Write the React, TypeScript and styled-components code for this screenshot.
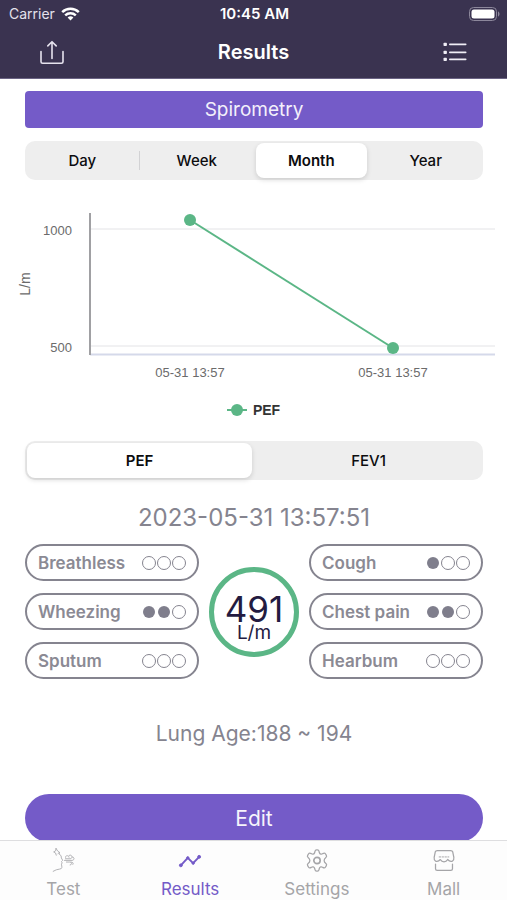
import React, { useState } from "react";
import styled, { createGlobalStyle } from "styled-components";

const GlobalStyle = createGlobalStyle`
  *, *::before, *::after { box-sizing: border-box; }
  body {
    margin: 0;
    background: #ffffff;
    font-family: Inter, "Liberation Sans", sans-serif;
    color: #0c0c0e;
  }
  button { font: inherit; color: inherit; border: 0; padding: 0; background: none; cursor: pointer; }
`;

const violet = "#745bc8";
const green = "#5bb686";
const muted = "#85848f";

const Screen = styled.div`
  display: flex;
  flex-direction: column;
  height: 100vh;
`;

const Header = styled.header`
  flex: none;
  background: #3a3350;
  color: #ffffff;
  border-bottom: 1px solid #6b6484;
`;

const StatusBar = styled.div`
  display: grid;
  grid-template-columns: 1fr auto 1fr;
  align-items: center;
  height: 26px;
  padding: 2px 7px 0 9px;
  font-size: 14px;
  line-height: 24px;
`;

const Carrier = styled.span`
  display: flex;
  align-items: center;
  gap: 6px;
  color: #e4e1ec;
`;

const Clock = styled.time`
  font-size: 15px;
  font-weight: 600;
`;

const BatterySlot = styled.span`
  display: flex;
  justify-content: flex-end;
`;

const NavBar = styled.div`
  display: flex;
  align-items: center;
  justify-content: space-between;
  height: 52px;
  padding: 0 38px;
`;

const Title = styled.h1`
  margin: 0;
  font-size: 20px;
  line-height: 28px;
  font-weight: 600;
`;

const IconButton = styled.button`
  display: flex;
  width: 28px;
  height: 28px;
  align-items: center;
  justify-content: center;
`;

const Content = styled.main`
  flex: 1;
  min-height: 0;
  overflow-y: auto;
  scrollbar-width: none;
  display: flex;
  flex-direction: column;
`;

const Section = styled.section`
  flex: none;
  padding: 0 24px 0 25px;
`;

const Banner = styled.h2`
  margin: 12px 0 13px;
  border-radius: 4px;
  background: ${violet};
  color: #f3f0fb;
  font-size: 19px;
  line-height: 37px;
  font-weight: 400;
  text-align: center;
`;

const Segments = styled.div`
  display: flex;
  height: 39px;
  padding: 2px 0;
  border-radius: 10px;
  background: #eeeeee;
`;

const Segment = styled.button<{ $active: boolean; $divided?: boolean }>`
  position: relative;
  flex: 1;
  margin: 0 2px;
  border-radius: 8px;
  font-size: 15px;
  font-weight: ${(p) => (p.$active ? 600 : 500)};
  background: ${(p) => (p.$active ? "#ffffff" : "transparent")};
  box-shadow: ${(p) => (p.$active ? "0 2px 5px rgba(0, 0, 0, 0.14)" : "none")};

  &::after {
    content: "";
    display: ${(p) => (p.$divided ? "block" : "none")};
    position: absolute;
    right: -2px;
    top: 8px;
    bottom: 8px;
    width: 1px;
    background: #d2d2d4;
  }
`;

const Figure = styled.figure`
  flex: none;
  margin: 16px 0 0;
`;

const Plot = styled.svg`
  display: block;
  width: 100%;
  font-family: "Liberation Sans", Arial, sans-serif;
  font-size: 13px;
  fill: #6b6b6b;
`;

const Legend = styled.figcaption`
  display: flex;
  align-items: center;
  justify-content: center;
  gap: 6px;
  margin: 19px 0 21px;
  font-family: "Liberation Sans", Arial, sans-serif;
  font-size: 14px;
  line-height: 20px;
  font-weight: 700;
  color: #333333;
`;

const Timestamp = styled.p`
  margin: 24px 0 12px;
  font-size: 24px;
  line-height: 28px;
  text-align: center;
  color: ${muted};
`;

const Summary = styled.div`
  display: grid;
  grid-template-columns: 1fr 90px 1fr;
  align-items: center;
  gap: 10px;
`;

const SymptomList = styled.ul`
  display: flex;
  flex-direction: column;
  gap: 12px;
  margin: 0;
  padding: 0;
  list-style: none;
`;

const Symptom = styled.li`
  display: flex;
  align-items: center;
  justify-content: space-between;
  height: 37px;
  padding: 0 11px;
  border: 2px solid ${muted};
  border-radius: 19px;
  font-size: 17px;
  font-weight: 600;
  color: #8b8a94;
`;

const Levels = styled.span`
  display: flex;
  gap: 1px;
`;

const Level = styled.i<{ $on: boolean }>`
  width: 14px;
  height: 14px;
  border-radius: 50%;
  border: 1px solid ${(p) => (p.$on ? "transparent" : muted)};
  background: ${(p) => (p.$on ? "#7f7e8c" : "transparent")};
  background-clip: padding-box;
`;

const Reading = styled.div`
  display: flex;
  flex-direction: column;
  align-items: center;
  justify-content: center;
  height: 90px;
  padding-top: 14px;
  border: 5px solid ${green};
  border-radius: 50%;
  color: #231b41;
`;

const ReadingValue = styled.strong`
  font-size: 35px;
  line-height: 28px;
  font-weight: 400;
`;

const ReadingUnit = styled.span`
  font-size: 19px;
  line-height: 20px;
`;

const LungAge = styled.p`
  margin: 41px 0 46px;
  font-size: 21px;
  line-height: 28px;
  text-align: center;
  color: ${muted};
`;

const EditButton = styled.button`
  display: block;
  width: 100%;
  height: 48px;
  margin-bottom: 12px;
  border-radius: 24px;
  background: ${violet};
  color: #f6f4fc;
  font-size: 21px;
`;

const TabBar = styled.nav`
  flex: none;
  display: flex;
  height: 60px;
  border-top: 1px solid #dedee0;
  background: #fdfdfd;
`;

const Tab = styled.button<{ $active: boolean }>`
  flex: 1;
  display: flex;
  flex-direction: column;
  align-items: center;
  padding-top: 6px;
  gap: 4px;
  font-size: 17px;
  line-height: 22px;
  color: ${(p) => (p.$active ? violet : "#a5a5a8")};
`;

const WifiIcon = () => (
  <svg width="19" height="14" viewBox="0 0 19 14" fill="none" stroke="#fff" strokeWidth="2.5" aria-hidden="true">
    <path d="M1.2 5.2a12 12 0 0 1 16.6 0" />
    <path d="M4.2 8.4a7.7 7.7 0 0 1 10.6 0" />
    <path d="M9.5 13.6 6.6 10.6a4.2 4.2 0 0 1 5.8 0z" fill="#fff" stroke="none" />
  </svg>
);

const BatteryIcon = () => (
  <svg width="31" height="14" viewBox="0 0 31 14" aria-hidden="true">
    <rect x="0.5" y="0.5" width="27" height="13" rx="4" fill="none" stroke="#8c879b" />
    <rect x="2.5" y="2.500" width="23" height="9" rx="2.5" fill="#fff" />
    <path d="M29 4.500c2 .6 2 4.400 0 5z" fill="#8c879b" />
  </svg>
);

const ShareIcon = () => (
  <svg width="26" height="26" viewBox="0 0 26 26" fill="none" stroke="#e6e3ee" strokeWidth="1.600" strokeLinecap="round" strokeLinejoin="round" aria-hidden="true">
    <path d="M2 12.500v10.200q0 1.600 1.600 1.600h18.800q1.600 0 1.600-1.600V12.500" />
    <path d="M13 19.500V3M8.800 6.900 13 2.700l4.200 4.200" />
  </svg>
);

const ListIcon = () => (
  <svg width="24" height="20" viewBox="0 0 24 20" fill="#f0eef6" aria-hidden="true">
    {[2, 10, 17].map((y) => (
      <g key={y}>
        <rect x="0.500" y={y - 1.300} width="3.400" height="3.400" rx="0.800" />
        <rect x="6" y={y - 0.400} width="17.500" height="1.600" rx="0.800" />
      </g>
    ))}
  </svg>
);

const BreathIcon = () => (
  <svg width="26" height="28" viewBox="0 0 26 28" fill="none" stroke="#b0b0b3" strokeLinecap="round" strokeLinejoin="round" aria-hidden="true">
    <path d="M5.800 1.500 5.300 4 3.300 5.100l2 1.100.7 2.300M5.800 1.500l1.600 2.600 2 1.500-1.600 1.200M9.400 5.600l-.4 1.800 2 1.600.3 2.400 1.400 2.400-1.200 1.200.6 1.500-.7 1.300.5 3.200q-.2 1.800-2.400 1.900-3.600.3-6.700 2.300" />
    <path d="M15.500 12.200h5c2.600-.3 2.200-3.900-.1-3.800-1.500.1-2 1.400-1.300 2.300M14.500 13.900h8c2.600-.2 2.500-3.700.3-3.600M16.500 15.600h3.600c2.400.3 2.100 3.200.3 3.100M21.300 15.600c1.900 0 3 1.300 2 2.500M15.600 10.700c-.1-1.500 1.400-2.300 2.600-1.500" />
  </svg>
);

const TrendIcon = () => (
  <svg width="26" height="28" viewBox="0 0 26 28" fill={violet} stroke={violet} aria-hidden="true">
    <path d="m3.500 19 7.200-7.800 5.500 5.600 6.300-6.600" fill="none" strokeWidth="2" />
    <circle cx="3.500" cy="19" r="1.500" />
    <circle cx="10.700" cy="11.200" r="1.200" />
    <circle cx="16.300" cy="16.800" r="1.200" />
    <circle cx="22.500" cy="10.200" r="1.500" />
  </svg>
);

const GearIcon = () => (
  <svg width="26" height="28" viewBox="0 0 26 28" fill="none" stroke="#a5a5a8" strokeWidth="1.300" strokeLinejoin="round" aria-hidden="true">
    <path d="M10.900 4.500q.3-1.500 1.600-1.500h1q1.300 0 1.600 1.500l.4 1.500q.3 1.100 1.400 1.400t2-.5q2-1.200 2.800.1l1 1.700q.7 1.200-.5 2.100-1.800 1.400-1.800 3.200t1.800 3.200q1.200.9.500 2.100l-1 1.700q-.8 1.300-2.800.1-.9-.8-2-.5t-1.400 1.400l-.4 1.500q-.3 1.500-1.600 1.500h-1q-1.300 0-1.600-1.500l-.4-1.500q-.3-1.100-1.400-1.400t-2 .5q-2 1.200-2.800-.1l-1-1.700q-.7-1.200.5-2.100 1.800-1.400 1.800-3.200t-1.800-3.200q-1.200-.9-.5-2.100l1-1.700q.8-1.300 2.800-.1.900.8 2 .5t1.400-1.400z" />
    <circle cx="13" cy="14" r="3.300" strokeWidth="1.700" />
  </svg>
);

const ShopIcon = () => (
  <svg width="26" height="28" viewBox="0 0 26 28" fill="none" stroke="#a5a5a8" strokeWidth="1.300" strokeLinejoin="round" strokeLinecap="round" aria-hidden="true">
    <path d="M6 3.700h14q1.700 0 2.100 1.500l1.100 5.600q.4 2.800-1.500 3.800-2.600 1-4.900-1.600-1.400 2.400-3.800 2.400t-3.800-2.400q-2.300 2.600-4.900 1.600-1.900-1-1.500-3.800l1.100-5.600Q4.300 3.700 6 3.700z" />
    <path d="M4.200 17.700v4.900q0 1.700 1.700 1.700h14.200q1.700 0 1.700-1.700v-4.900" />
    <path d="M8 10.300h1.500M11 10.300h1.500M14 10.300h1.500M17 10.300h1" strokeWidth="1" />
  </svg>
);

const points = [
  { x: 190, y: 24, label: "05-31 13:57" },
  { x: 393, y: 152, label: "05-31 13:57" },
];

const Chart = () => (
  <Plot viewBox="0 0 507 185" role="img" aria-label="PEF in L/m">
    <path d="M90 33h405M90 150h405" stroke="#e3e3e6" />
    <path d="M90 158.500h405" stroke="#d5d9ea" strokeWidth="2" />
    <path d="M90 17v142" stroke="#a0a0a3" strokeWidth="2" />
    <text x="72" y="39" textAnchor="end">1000</text>
    <text x="72" y="156" textAnchor="end">500</text>
    <text transform="translate(30 88) rotate(-90)" textAnchor="middle" fontSize="14">L/m</text>
    <polyline points={points.map((p) => `${p.x},${p.y}`).join(" ")} fill="none" stroke={green} strokeWidth="2" />
    {points.map((p) => (
      <g key={p.x}>
        <circle cx={p.x} cy={p.y} r="6" fill={green} />
        <text x={p.x} y="181" textAnchor="middle">{p.label}</text>
      </g>
    ))}
  </Plot>
);

const periods = ["Day", "Week", "Month", "Year"];
const metrics = ["PEF", "FEV1"];

const leftSymptoms = [
  { name: "Breathless", level: 0 },
  { name: "Wheezing", level: 2 },
  { name: "Sputum", level: 0 },
];
const rightSymptoms = [
  { name: "Cough", level: 1 },
  { name: "Chest pain", level: 2 },
  { name: "Hearbum", level: 0 },
];

const tabs = [
  { name: "Test", Icon: BreathIcon },
  { name: "Results", Icon: TrendIcon },
  { name: "Settings", Icon: GearIcon },
  { name: "Mall", Icon: ShopIcon },
];

type SegmentedProps = { label: string; options: string[]; value: string; onChange: (v: string) => void };

const Segmented = ({ label, options, value, onChange }: SegmentedProps) => {
  const selected = options.indexOf(value);
  return (
    <Segments role="group" aria-label={label}>
      {options.map((o, i) => (
        <Segment
          key={o}
          type="button"
          aria-pressed={o === value}
          $active={o === value}
          $divided={i < options.length - 1 && i !== selected && i + 1 !== selected}
          onClick={() => onChange(o)}
        >
          {o}
        </Segment>
      ))}
    </Segments>
  );
};

const Symptoms = ({ items }: { items: { name: string; level: number }[] }) => (
  <SymptomList>
    {items.map((s) => (
      <Symptom key={s.name}>
        {s.name}
        <Levels role="img" aria-label={`${s.level} of 3`}>
          {[1, 2, 3].map((n) => (
            <Level key={n} $on={n <= s.level} />
          ))}
        </Levels>
      </Symptom>
    ))}
  </SymptomList>
);

export default function App() {
  const [period, setPeriod] = useState("Month");
  const [metric, setMetric] = useState("PEF");
  const [tab, setTab] = useState("Results");

  return (
    <Screen>
      <GlobalStyle />
      <Header>
        <StatusBar>
          <Carrier>Carrier <WifiIcon /></Carrier>
          <Clock>10:45 AM</Clock>
          <BatterySlot><BatteryIcon /></BatterySlot>
        </StatusBar>
        <NavBar>
          <IconButton type="button" aria-label="Share"><ShareIcon /></IconButton>
          <Title>Results</Title>
          <IconButton type="button" aria-label="List"><ListIcon /></IconButton>
        </NavBar>
      </Header>

      <Content>
        <Section>
          <Banner>Spirometry</Banner>
          <Segmented label="Period" options={periods} value={period} onChange={setPeriod} />
        </Section>

        <Figure>
          <Chart />
          <Legend>
            <svg width="20" height="12" viewBox="0 0 20 12" aria-hidden="true">
              <path d="M0 6h20" stroke={green} strokeWidth="2" />
              <circle cx="10" cy="6" r="6" fill={green} />
            </svg>
            PEF
          </Legend>
        </Figure>

        <Section>
          <Segmented label="Metric" options={metrics} value={metric} onChange={setMetric} />
          <Timestamp>2023-05-31 13:57:51</Timestamp>
          <Summary>
            <Symptoms items={leftSymptoms} />
            <Reading>
              <ReadingValue>491</ReadingValue>
              <ReadingUnit>L/m</ReadingUnit>
            </Reading>
            <Symptoms items={rightSymptoms} />
          </Summary>
          <LungAge>Lung Age:188 ~ 194</LungAge>
          <EditButton type="button">Edit</EditButton>
        </Section>
      </Content>

      <TabBar aria-label="Main">
        {tabs.map(({ name, Icon }) => (
          <Tab
            key={name}
            type="button"
            $active={name === tab}
            aria-current={name === tab ? "page" : undefined}
            onClick={() => setTab(name)}
          >
            <Icon />
            {name}
          </Tab>
        ))}
      </TabBar>
    </Screen>
  );
}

▶ _Written exercise_: Return each line that includes "components".

▶ _The completed task_:
Write the React, TypeScript and styled-components code for this screenshot.
import styled, { createGlobalStyle } from "styled-components";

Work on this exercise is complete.